When the meetings had ended, O'Connor declared that he would receive the contributions and subscriptions of the members of the Land Company, and the sum paid to him that evening exceeded JI,000 (25,000 francs).

At Nottingham, where O'Connor on the next day drew one of the greatest meetings which had ever taken place there, the same popular enthusiasm was caused by his speech.

This was at least the hundredth time that Mr. O'Connor has triumphed in this brilliant way over the calumnies of the bourgeois press. Imperturbable amidst all these attacks, the indefatigable patriot continues his work, and the unanimous confidence of the English people is the best proof of his courage, his energy, his incorruptibility.

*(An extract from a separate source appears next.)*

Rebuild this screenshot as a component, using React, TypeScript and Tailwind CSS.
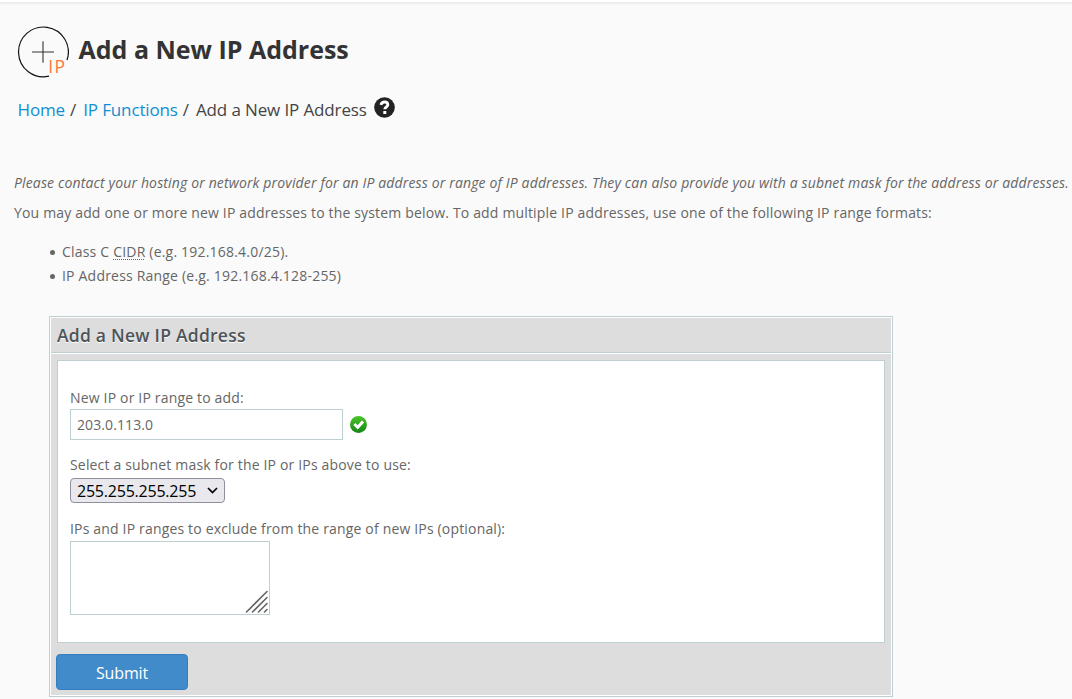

  1. The reference is to the Chartist Land Cooperative Society founded on the initiative of O'Connor in 1845 (later the National Land Company, it lasted till 1848). The aim of the Society was to buy plots of land with the money collected and to lease them to worker shareholders on easy terms. Among the positive aspects of the Society’s activity were its petitions to Parliament and printed propaganda against the aristocracy’s monopoly on land. However, the idea of liberating the workers from exploitation, of reducing unemployment, etc., by returning them to the land proved utopian. The Society’s activity had no practical success. Subsequently, in the “Third International Review” written in autumn 1850 Marx and Engels stressed that the failure of the Land Society was inevitable. They emphasised at the same time that for a while the workers could mistake O'Connor’s project for a revolutionary measure only because objectively it was directed against big landownership and thus accorded with the tendency of bourgeois revolutions to break up the big landed estates; only the demand for nationalisation of land put forward somewhat later by the Chartists ‘ revolutionary wing (O'Brien, Ernest Jones and others) corresponded to the true interests of the working class (it was included into the Chartist programme of 1851). Engels thought of sending a detailed report on the activities of the Land Society to La Réforme as can be seen from the second part of the article; but apparently he never wrote it, though he reproduced the content of petitions adopted later by this Society in his report “Chartist Agitation” (see this volume, pp. 412-14)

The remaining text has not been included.